Frequently asked questions
How much does vibrocompaction design and treatment typically cost for a Hamilton commercial lot?
For a standard commercial pad in Hamilton—let’s say 800 to 2,000 square meters—you’re usually looking at a total project range of CA$2,100 to CA$7,260 for the design, field supervision, and post-treatment verification package. The actual treatment cost depends on depth, grid spacing, and access conditions, but design and QA/QC typically fall within that window for most industrial and mid-rise residential sites in the Greater Hamilton Area.
Is vibrocompaction effective in Hamilton’s silty sands near the lake?
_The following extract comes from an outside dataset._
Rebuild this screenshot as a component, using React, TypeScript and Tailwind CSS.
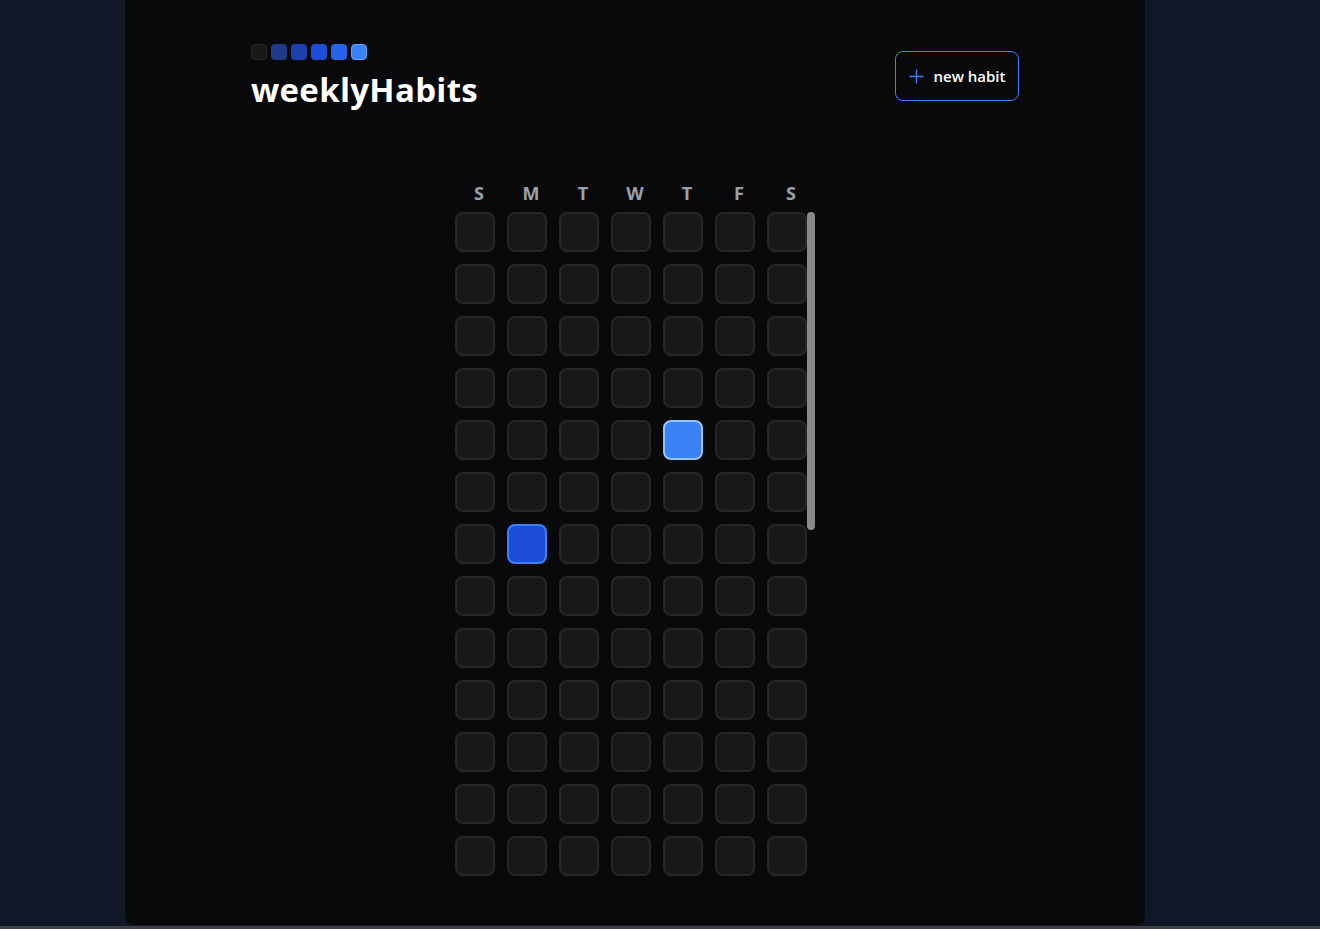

It depends on the fines content. Clean sands densify beautifully with vibrocompaction. When silt content climbs above 15–20%, the water jets can’t drain fast enough and the soil won’t repack efficiently. We always run grain size and Atterberg limits first. If the material is too silty, we might shift the design toward stone columns or a combined approach, but for the classic loose beach sands along Hamilton Harbour, vibrocompaction is our go-to.
How long does the vibrocompaction process take from design to verification?
Design and calibration usually take one to two weeks, including the pre-treatment CPT campaign. The treatment itself moves fast—a two-person crew with a crawler crane and vibroflot can treat 200 to 400 square meters per day depending on depth and grid density. Post-treatment verification adds another two or three days. For a typical Hamilton industrial lot, you’re looking at a three- to four-week window from mobilization to final QA report.
Does vibrocompaction eliminate liquefaction risk under the Ontario Building Code?
When designed and verified correctly, vibrocompaction can move a site from NBCC Site Class D or E up to Class C, which significantly reduces or eliminates the liquefaction potential for the design earthquake. We run post-treatment CPT data through the NCEER methodology (Youd and Idriss, 2001) to calculate factor of safety against liquefaction. If the numbers check out and the building official is satisfied, you’re in good shape—no deep foundations needed.